3. Makna Kemenangan yang Luas

"Al-Fath" tidak selalu berarti kemenangan militer atau material. "Al-Fath" bisa berarti terbukanya hati seseorang untuk menerima hidayah, terbukanya jalan keluar dari sebuah kesulitan, terbukanya pintu ilmu dan pemahaman, atau terbebasnya sebuah masyarakat dari kezaliman dan kebodohan. Setiap muslim harus berusaha menjadi agen "pembukaan" kebaikan di lingkungannya masing-masing.

4. Hubungan Antara Usaha dan Pertolongan Ilahi

Pertolongan Allah tidak datang begitu saja kepada orang yang berdiam diri. Ia datang setelah melalui proses perjuangan, pengorbanan, dan kesabaran, sebagaimana yang dicontohkan oleh Rasulullah ﷺ dan para sahabat selama lebih dari 20 tahun. Ayat ini adalah kulminasi dari sebuah proses, bukan titik awal. Ini mengajarkan pentingnya etos kerja, kegigihan, dan istiqamah dalam memperjuangkan kebaikan.

5. Sikap yang Benar dalam Menyikapi Kemenangan

Ayat ini menjadi pengantar bagi perintah untuk bertasbih, bertahmid, dan beristighfar. Ini adalah pelajaran adab yang sangat tinggi.

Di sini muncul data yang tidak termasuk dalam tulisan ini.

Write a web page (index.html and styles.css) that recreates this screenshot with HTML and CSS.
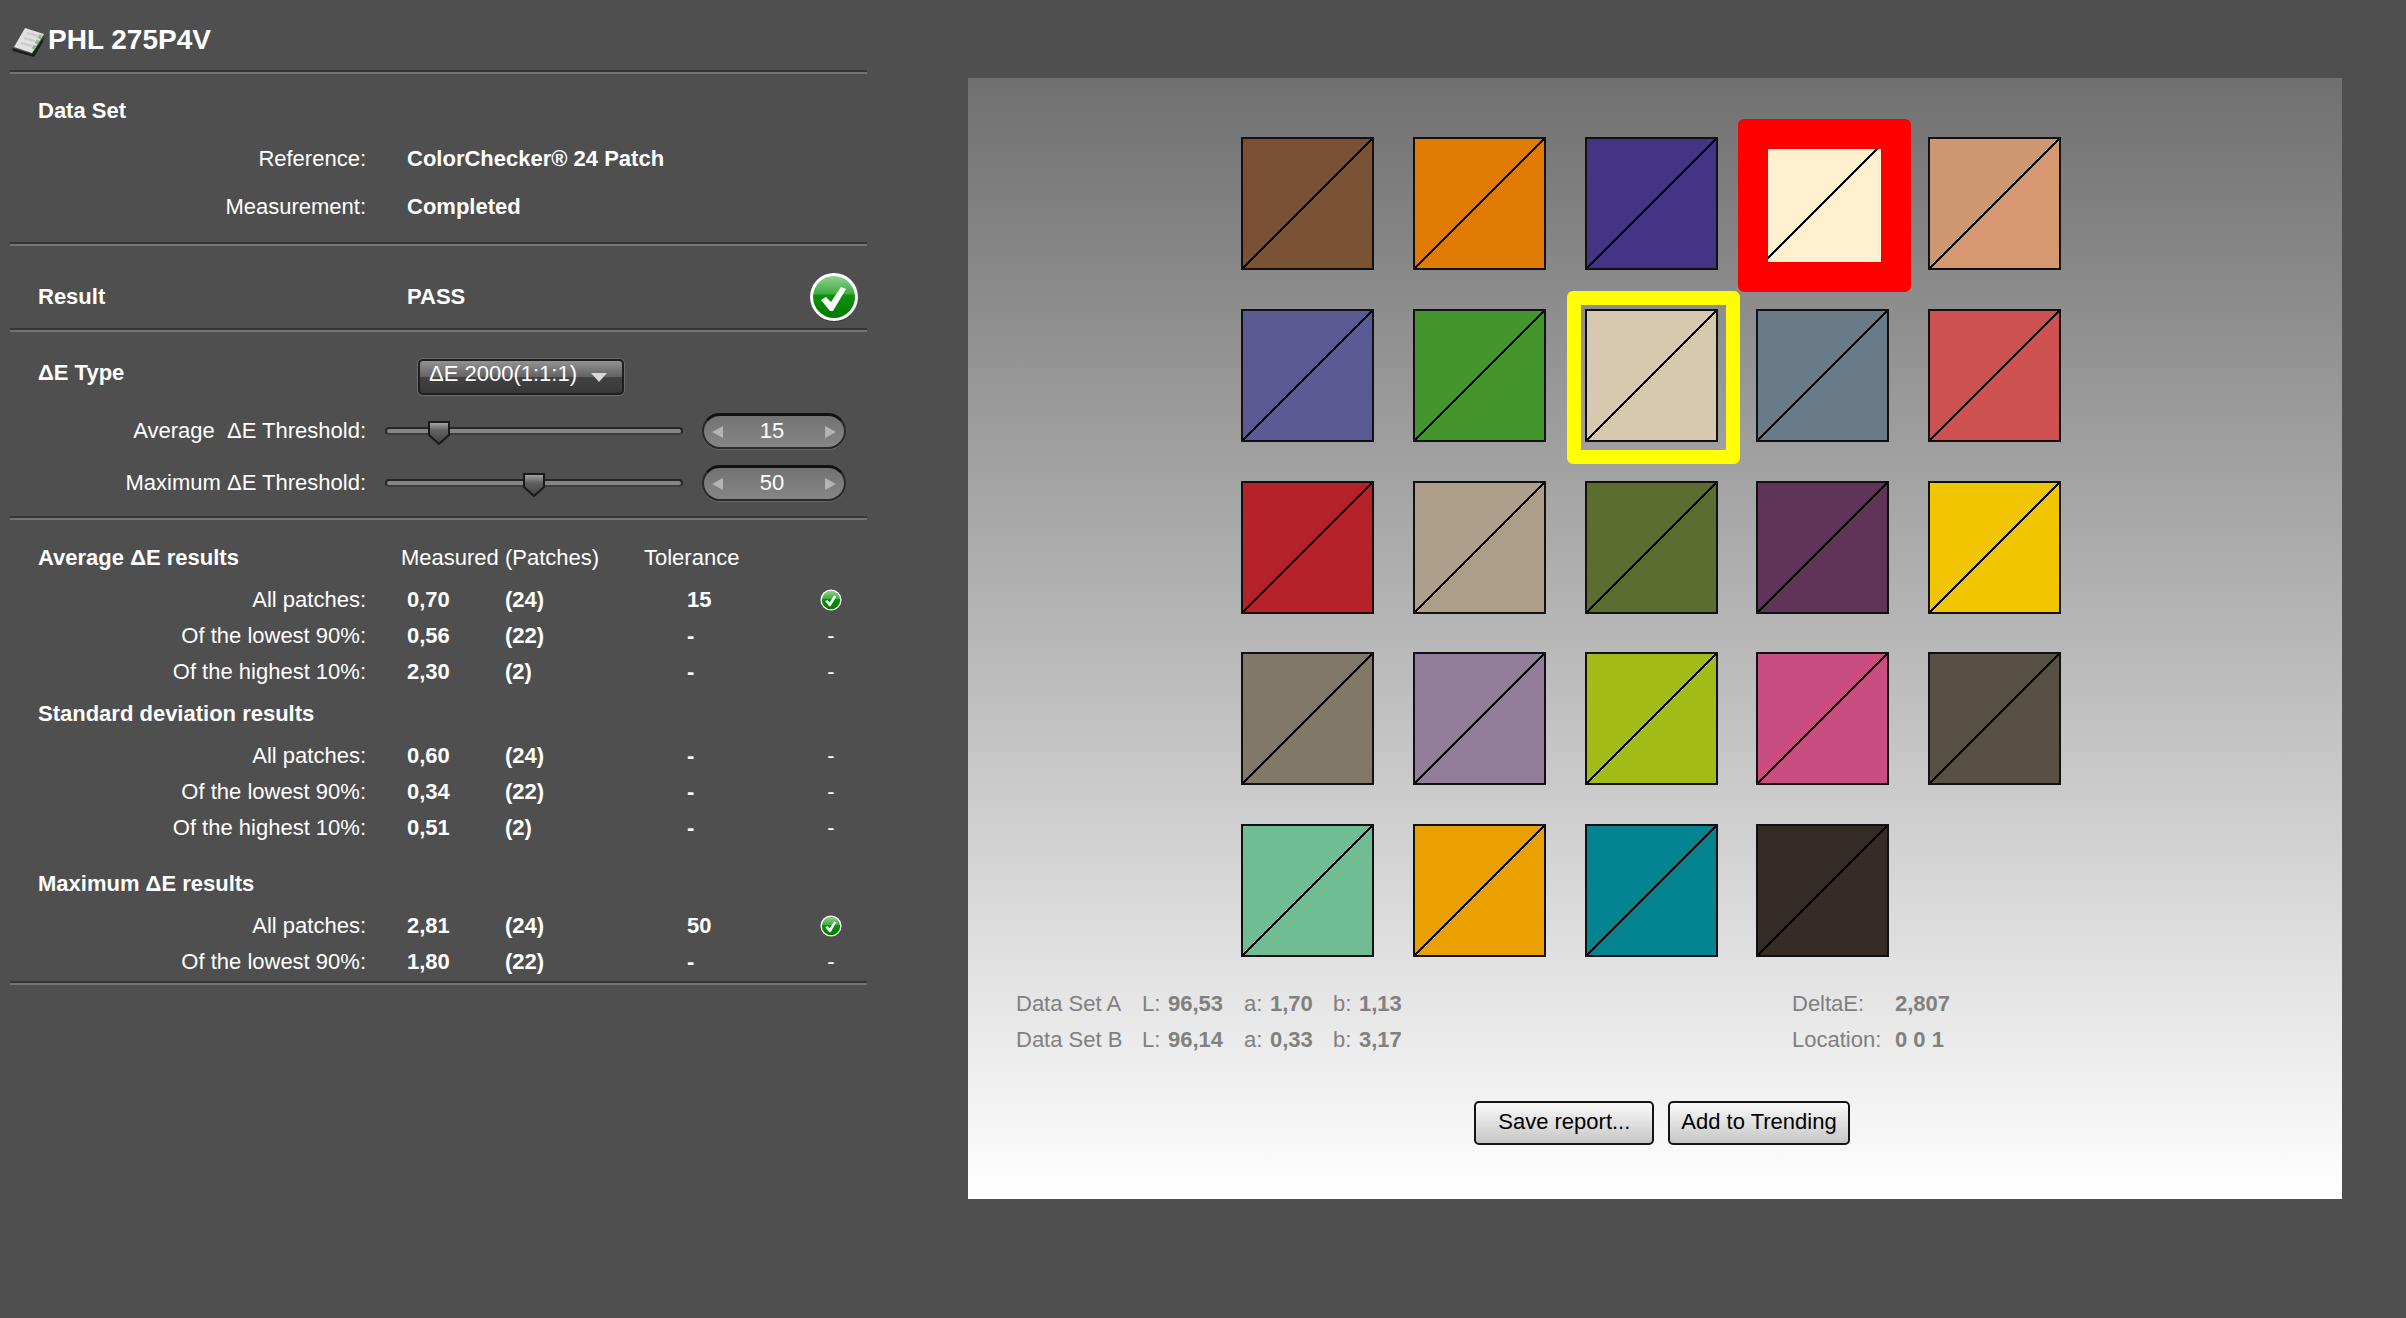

Ketika kita meraih sebuah kesuksesan atau kemenangan, respons pertama yang harus muncul bukanlah kebanggaan diri, melainkan pengagungan terhadap Allah yang telah memberikan kemenangan tersebut, serta permohonan ampun atas segala kekurangan dalam proses perjuangan kita.

Kesimpulan: Sebuah Proklamasi Abadi

Jadi, ketika kita menanyakan "tuliskan terjemahan surat an nasr ayat pertama," kita tidak hanya mendapatkan sebuah kalimat: "Apabila telah datang pertolongan Allah dan kemenangan." Kita mendapatkan sebuah rangkuman dari sejarah perjuangan, sebuah janji ilahi yang ditepati, sebuah pelajaran tentang hakikat kemenangan, dan sebuah panduan tentang bagaimana seorang hamba harus bersikap di puncak kejayaan.

Ayat ini adalah sumber optimisme abadi bagi umat Islam. Ia menegaskan bahwa selama kita berada di jalan yang benar, menempuh sebab-sebab yang disyariatkan, dan senantiasa memohon kepada-Nya, maka "Nashrullah wal Fath" akan selalu menjadi bagian dari perjalanan kita, dalam bentuk yang sesuai dengan kehendak dan kebijaksanaan-Nya. Ia bukan hanya cerita tentang masa lalu, tetapi juga janji untuk masa depan bagi siapa saja yang meneladani perjuangan Rasul-Nya.